Job »
Find how many lines of the listing include the string "screenshot", and report only that figure.

------

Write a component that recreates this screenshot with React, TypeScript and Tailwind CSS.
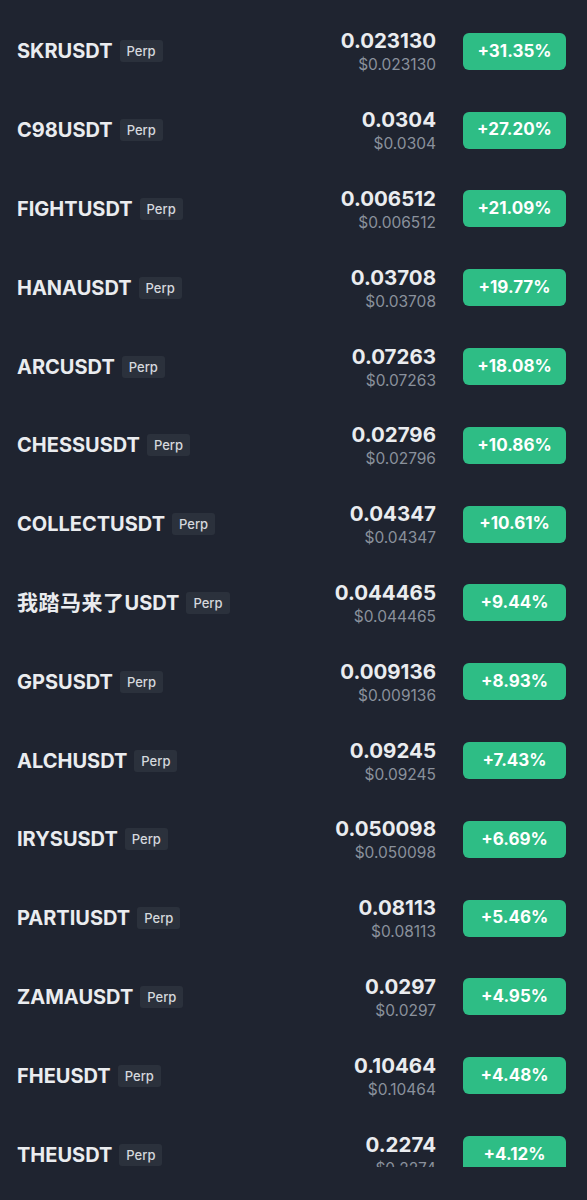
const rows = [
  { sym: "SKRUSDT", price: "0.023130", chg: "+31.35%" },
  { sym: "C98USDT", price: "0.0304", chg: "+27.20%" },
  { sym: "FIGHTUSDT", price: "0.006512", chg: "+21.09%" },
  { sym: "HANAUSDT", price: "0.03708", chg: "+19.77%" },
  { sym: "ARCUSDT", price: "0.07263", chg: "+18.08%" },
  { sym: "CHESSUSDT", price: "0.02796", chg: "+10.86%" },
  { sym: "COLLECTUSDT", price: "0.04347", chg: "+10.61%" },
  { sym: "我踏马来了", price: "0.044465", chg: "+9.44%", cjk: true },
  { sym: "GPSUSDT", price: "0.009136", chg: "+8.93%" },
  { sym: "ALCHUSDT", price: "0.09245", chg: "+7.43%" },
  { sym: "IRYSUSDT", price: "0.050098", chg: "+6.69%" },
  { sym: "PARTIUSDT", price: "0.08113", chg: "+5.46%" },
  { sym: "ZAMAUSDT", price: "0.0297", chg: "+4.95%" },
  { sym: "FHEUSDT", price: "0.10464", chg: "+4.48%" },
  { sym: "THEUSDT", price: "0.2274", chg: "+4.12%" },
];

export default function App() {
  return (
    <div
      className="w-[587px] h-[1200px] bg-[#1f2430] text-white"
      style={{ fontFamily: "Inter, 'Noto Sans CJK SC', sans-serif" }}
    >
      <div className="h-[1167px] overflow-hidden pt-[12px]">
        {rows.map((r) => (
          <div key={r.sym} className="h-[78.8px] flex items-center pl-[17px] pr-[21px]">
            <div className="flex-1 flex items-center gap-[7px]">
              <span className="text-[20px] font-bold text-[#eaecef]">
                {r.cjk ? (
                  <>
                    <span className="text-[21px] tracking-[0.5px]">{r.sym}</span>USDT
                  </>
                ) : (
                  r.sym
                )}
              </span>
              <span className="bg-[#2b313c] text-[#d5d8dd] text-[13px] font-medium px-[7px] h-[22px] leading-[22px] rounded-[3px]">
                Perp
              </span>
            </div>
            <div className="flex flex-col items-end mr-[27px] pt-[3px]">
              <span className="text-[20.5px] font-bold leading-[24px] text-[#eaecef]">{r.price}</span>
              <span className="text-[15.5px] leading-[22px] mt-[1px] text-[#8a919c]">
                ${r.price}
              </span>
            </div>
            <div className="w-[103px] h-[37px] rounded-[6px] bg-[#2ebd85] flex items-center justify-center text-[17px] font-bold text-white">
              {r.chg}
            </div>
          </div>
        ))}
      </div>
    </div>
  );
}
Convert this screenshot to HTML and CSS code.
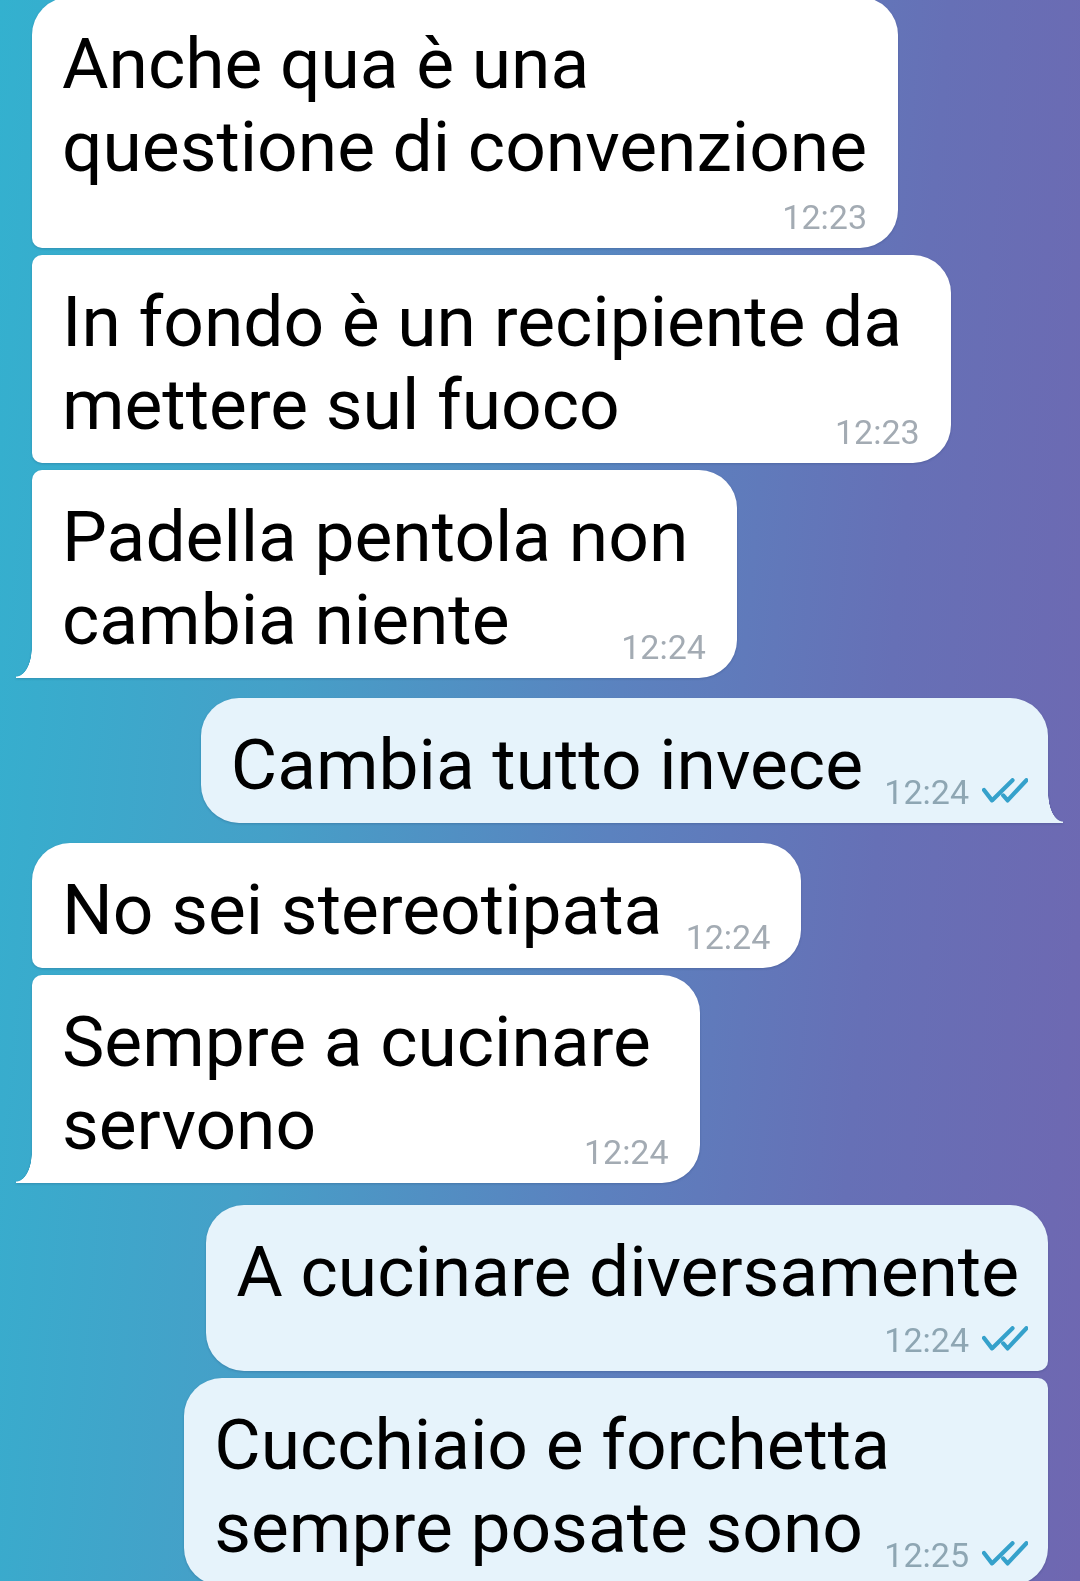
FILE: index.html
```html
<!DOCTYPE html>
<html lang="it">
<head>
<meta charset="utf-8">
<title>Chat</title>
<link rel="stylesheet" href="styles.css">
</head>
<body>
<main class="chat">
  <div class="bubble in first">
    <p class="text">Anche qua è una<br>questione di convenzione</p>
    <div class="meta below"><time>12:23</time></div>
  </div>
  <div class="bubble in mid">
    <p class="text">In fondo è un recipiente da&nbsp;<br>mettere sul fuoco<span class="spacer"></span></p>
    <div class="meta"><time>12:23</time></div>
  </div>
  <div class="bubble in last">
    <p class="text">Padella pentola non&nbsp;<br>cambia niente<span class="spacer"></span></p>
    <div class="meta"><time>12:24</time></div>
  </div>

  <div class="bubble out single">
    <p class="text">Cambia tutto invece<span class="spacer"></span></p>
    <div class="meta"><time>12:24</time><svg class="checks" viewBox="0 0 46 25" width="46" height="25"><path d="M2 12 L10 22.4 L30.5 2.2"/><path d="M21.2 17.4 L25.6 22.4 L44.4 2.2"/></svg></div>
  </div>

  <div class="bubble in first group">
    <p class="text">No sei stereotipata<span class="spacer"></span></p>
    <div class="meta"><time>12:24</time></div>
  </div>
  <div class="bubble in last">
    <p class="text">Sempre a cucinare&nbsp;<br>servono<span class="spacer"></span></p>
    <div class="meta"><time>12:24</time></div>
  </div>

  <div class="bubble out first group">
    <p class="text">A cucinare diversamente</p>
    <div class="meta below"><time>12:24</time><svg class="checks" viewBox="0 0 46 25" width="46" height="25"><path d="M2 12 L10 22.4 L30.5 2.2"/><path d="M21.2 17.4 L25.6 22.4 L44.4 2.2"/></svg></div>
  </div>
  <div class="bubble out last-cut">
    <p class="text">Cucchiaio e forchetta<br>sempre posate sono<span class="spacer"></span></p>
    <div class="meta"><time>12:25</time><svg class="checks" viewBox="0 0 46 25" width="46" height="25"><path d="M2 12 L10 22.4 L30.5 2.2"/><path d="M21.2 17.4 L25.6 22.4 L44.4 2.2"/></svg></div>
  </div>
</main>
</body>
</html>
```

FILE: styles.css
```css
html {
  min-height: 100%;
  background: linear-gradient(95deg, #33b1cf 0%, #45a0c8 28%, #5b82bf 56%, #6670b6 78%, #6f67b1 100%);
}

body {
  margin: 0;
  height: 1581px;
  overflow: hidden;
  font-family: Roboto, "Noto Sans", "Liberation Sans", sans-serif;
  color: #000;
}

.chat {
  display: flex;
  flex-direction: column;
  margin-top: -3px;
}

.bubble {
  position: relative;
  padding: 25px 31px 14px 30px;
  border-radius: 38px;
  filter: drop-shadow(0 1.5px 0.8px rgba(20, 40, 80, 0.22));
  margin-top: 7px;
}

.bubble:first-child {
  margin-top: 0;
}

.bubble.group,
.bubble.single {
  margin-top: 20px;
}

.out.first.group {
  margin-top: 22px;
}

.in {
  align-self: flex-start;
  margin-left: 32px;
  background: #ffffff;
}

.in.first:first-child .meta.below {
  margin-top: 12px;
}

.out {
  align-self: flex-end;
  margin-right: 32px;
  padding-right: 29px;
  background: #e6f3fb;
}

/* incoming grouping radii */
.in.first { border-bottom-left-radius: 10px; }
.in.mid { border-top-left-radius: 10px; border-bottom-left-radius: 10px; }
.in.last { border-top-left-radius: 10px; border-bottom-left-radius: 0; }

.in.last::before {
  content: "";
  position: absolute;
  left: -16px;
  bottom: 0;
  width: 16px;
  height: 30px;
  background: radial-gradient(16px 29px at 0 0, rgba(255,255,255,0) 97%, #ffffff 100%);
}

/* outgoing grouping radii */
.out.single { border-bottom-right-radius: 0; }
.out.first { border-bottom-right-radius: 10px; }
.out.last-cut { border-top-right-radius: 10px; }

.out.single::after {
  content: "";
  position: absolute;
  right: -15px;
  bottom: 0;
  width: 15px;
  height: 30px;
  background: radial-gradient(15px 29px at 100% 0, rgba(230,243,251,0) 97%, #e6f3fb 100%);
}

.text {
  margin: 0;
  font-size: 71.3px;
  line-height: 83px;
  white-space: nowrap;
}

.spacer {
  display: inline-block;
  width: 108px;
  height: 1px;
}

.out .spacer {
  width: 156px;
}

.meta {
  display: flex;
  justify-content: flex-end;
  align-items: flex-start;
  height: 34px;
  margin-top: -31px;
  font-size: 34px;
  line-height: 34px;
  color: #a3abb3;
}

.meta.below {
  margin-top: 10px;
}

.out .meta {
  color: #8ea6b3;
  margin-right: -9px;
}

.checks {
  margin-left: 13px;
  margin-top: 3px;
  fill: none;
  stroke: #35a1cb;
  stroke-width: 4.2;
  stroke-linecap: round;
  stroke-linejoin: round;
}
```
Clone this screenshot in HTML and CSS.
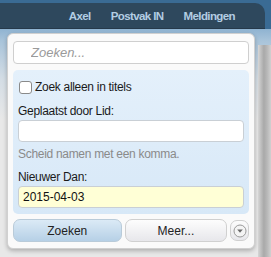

------

Response to this exercise »
3